Ильф и Петров, как и Чуковский, великолепно знают русскую литературу, и они играют на этом знании, пикируются с традицией. В самом конце “Золотого теленка”, после окончательного любовного фиаско с Зосей, великий комбинатор признается Козлевичу: “Вчера на улице ко мне подошла старуха и предложила купить вечную иглу для примуса. Вы знаете, Адам, я не купил. Мне не нужна вечная игла, я не хочу жить вечно. Я хочу умереть. У меня налицо все пошлые признаки влюбленности: отсутствие аппетита, бессонница и маниакальное стремление сочинять стихи. Слушайте, что я накропал вчера ночью при колеблющемся свете электрической лампы: “ Я помню чудное мгновенье, передо мной явилась ты, как мимолетное виденье, как гений чистой красоты” . Правда, хорошо? Талантливо? И только на рассвете, когда дописаны были последние строки, я вспомнил, что этот стих уже написал А. Пушкин. Такой удар со стороны классика! А?”.

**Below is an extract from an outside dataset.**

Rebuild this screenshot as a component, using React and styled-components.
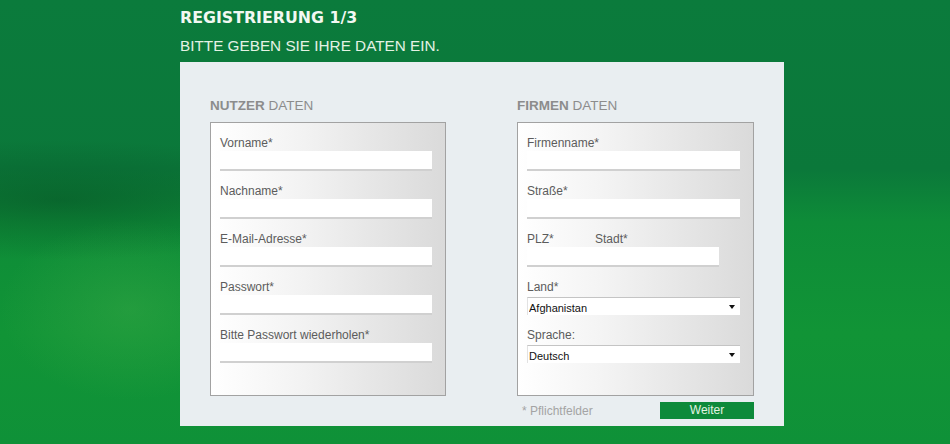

Отказ от вечной иглы связан с желанием умереть, которое в свою очередь вызвано неудачей в любви. Но и сочиненные стихи не только не освобождают от страдания, а удваивают его. В муках рожденное слово оказывается чужим. Пусть оно и принадлежит великому классику, оно бесплодно и оскорбительно для оригинальной бендеровской натуры. Бендер – не постмодернист, прячущийся за чужое слово и играющий не от себя, он хочет своего страдания и своего слова. Бендер разрывается между нерукотворным авторством и убогим плагиатом, но он не прав. Это ложная дилемма. Извечная бендеровская самоирония заставляет подозревать, что и герой в нее не верит. Тот, кто в стихотворном тексте вспоминает чудное мгновенье со всеми вытекающими отсюда последствиями, – не Пушкин, а поэтическое “Я”, “говорящее лицо” (Тынянов). Значениями этого поэтического “Я” могут быть Пушкин, Бендер и любой другой возможный читатель, для которого истинно высказывание “Я помню чудное мгновенье…”. “Я” есть, а не просто значит в актах конкретизации Пушкиным, Бендером, мной и кем угодно еще.